Hitchcock
Directed by Sacha Gervasi
The conceit of this brisk, star-studded domestic comedy (in biopic drag), showcasing an oddly glazed-over Master of Suspense impersonation by Sir Anthony Hopkins, is that Alfred Hitchcock’s unlikely smash hit Psycho didn't just push the studio-picture envelope—it also stress-tested the director’s marriage, leading him to view his wife, at long last, as a legitimate collaborator. The first narrative feature from Sacha Gervasi, who previously made the enjoyable heavy-metal doc Anvil!, marshals showbiz-history research toward something resembling a battle-of-the-sexes sitcom. Hitchcock’s wife, Alma Reville (Helen Mirren, earning Oscar buzz for doing a lot with a little), nags her corpulent companion about the calories he’s consuming while suffering in silence through his creepy obsessions with his leading ladies (a subject also taken up by the recent HBO movie The Girl); in turn, he belittles the script that filmmaker-in-her-own-right Alma is working on with a rival for her affections (Danny Huston). Soon, though, husband and wife must work together in the cutting room to salvage the self-financed slasher movie on which they’ve staked everything (including their house)—a grisly picture nobody wanted the stubborn one-liner machine to make as a follow-up to the popular North by Northwest.

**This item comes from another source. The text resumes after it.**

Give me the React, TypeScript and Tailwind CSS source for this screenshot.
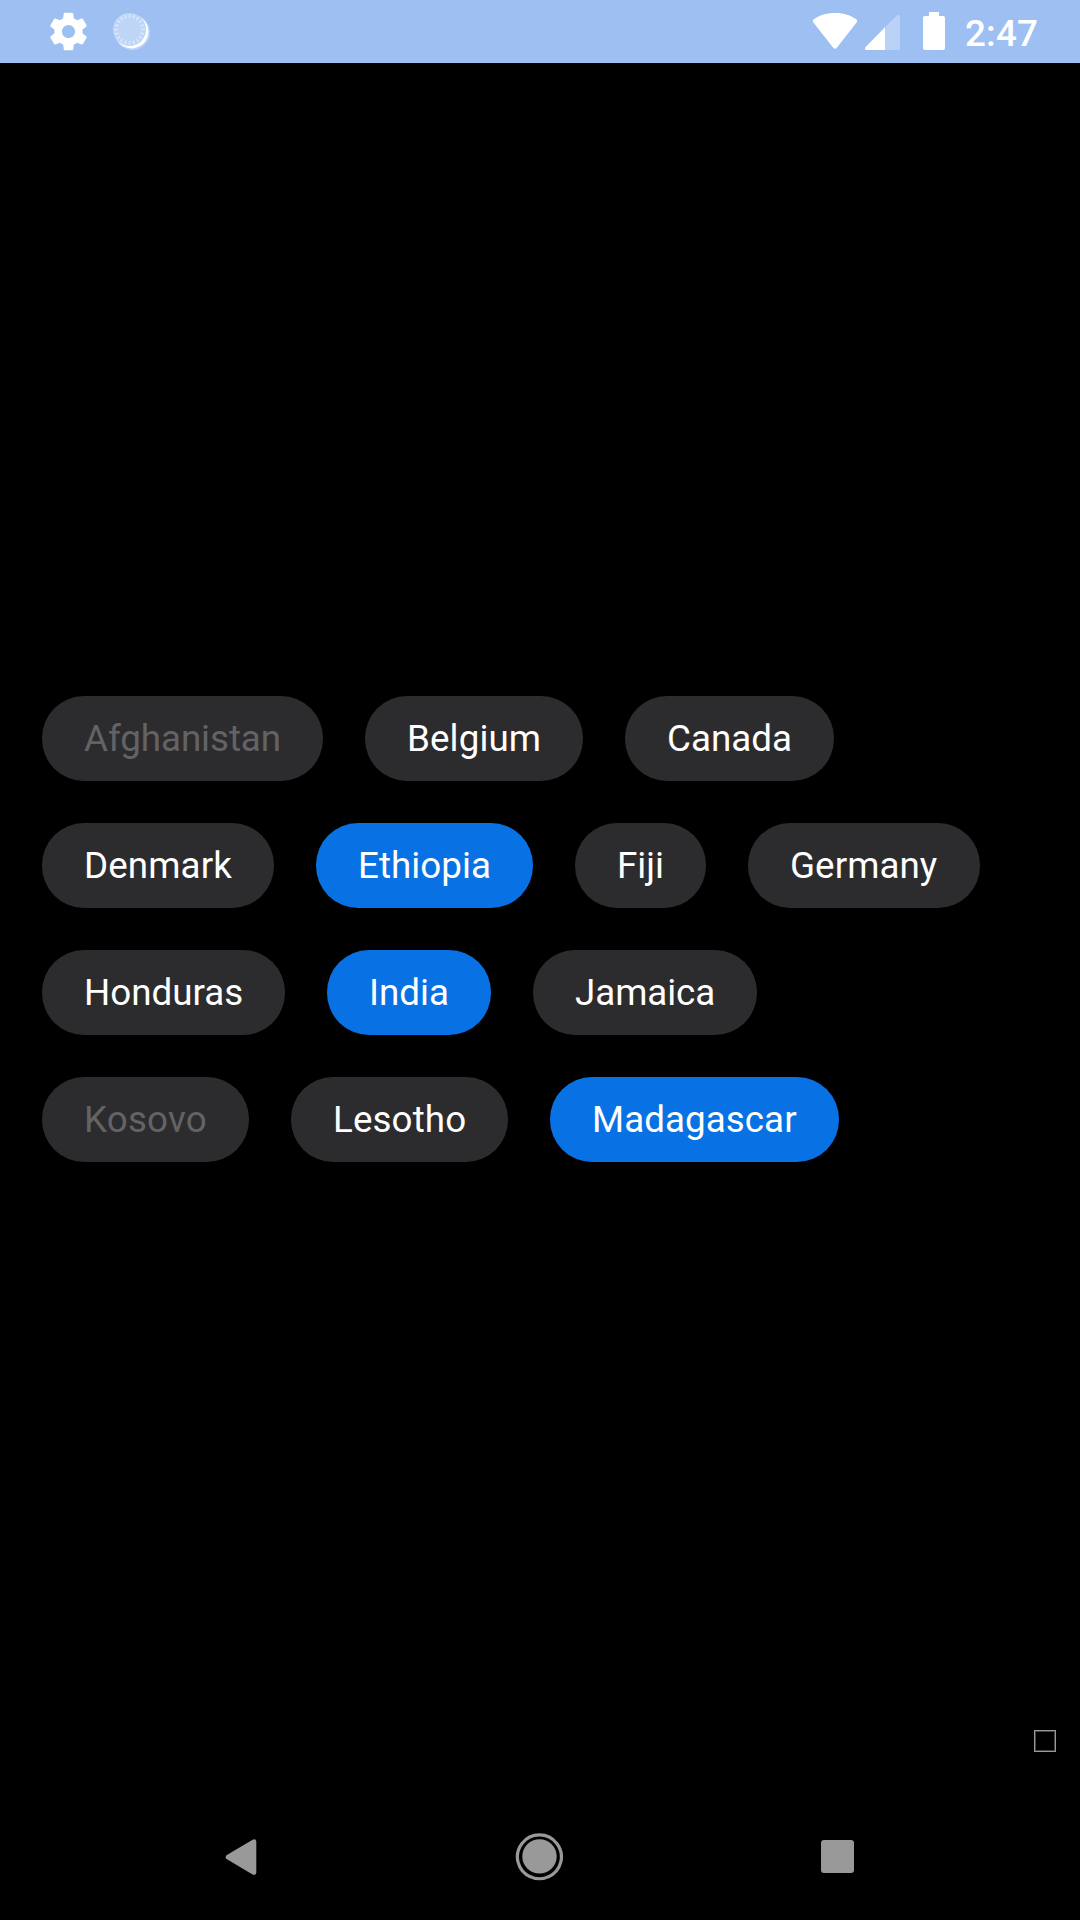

Gervasi and screenwriter John J. McLaughlin visualize Hitchcock’s private communing with the macabre by staging occasional fantasy interactions with serial killer Ed Gein (Michael Wincott), Psycho’s real-life inspiration; in the film’s opening scene, a fourth-wall-breaking Hitchcock archly introduces “our little movie” on the grounds of the Gein farmhouse. These interludes do little to instill any sense of an active creative process, and possess a near-zany tone that’s hard to square with the 1960 film.
Meanwhile, Hitchcock’s on-set material settles in on a softball Hollywood-plays-itself level: we get a lost-looking Jessica Biel as Vera Miles, a contrastingly poised Scarlett Johanssen as Janet Leigh, and, best of all but least seen, a skittery James D’Arcy as Tony Perkins, the butt of the script’s most gratuitous jokes (in one of them, Leigh tells Hitch that girls love candy corn—and that she found some in her costar’s dressing room). But this is all, ultimately, eclipsed by the Hitchcock domestic conflict, and there’s something more than a little unseemly about using an innovative film’s making-of story as the backdrop for a married-life plot that’s so thoroughly derivative.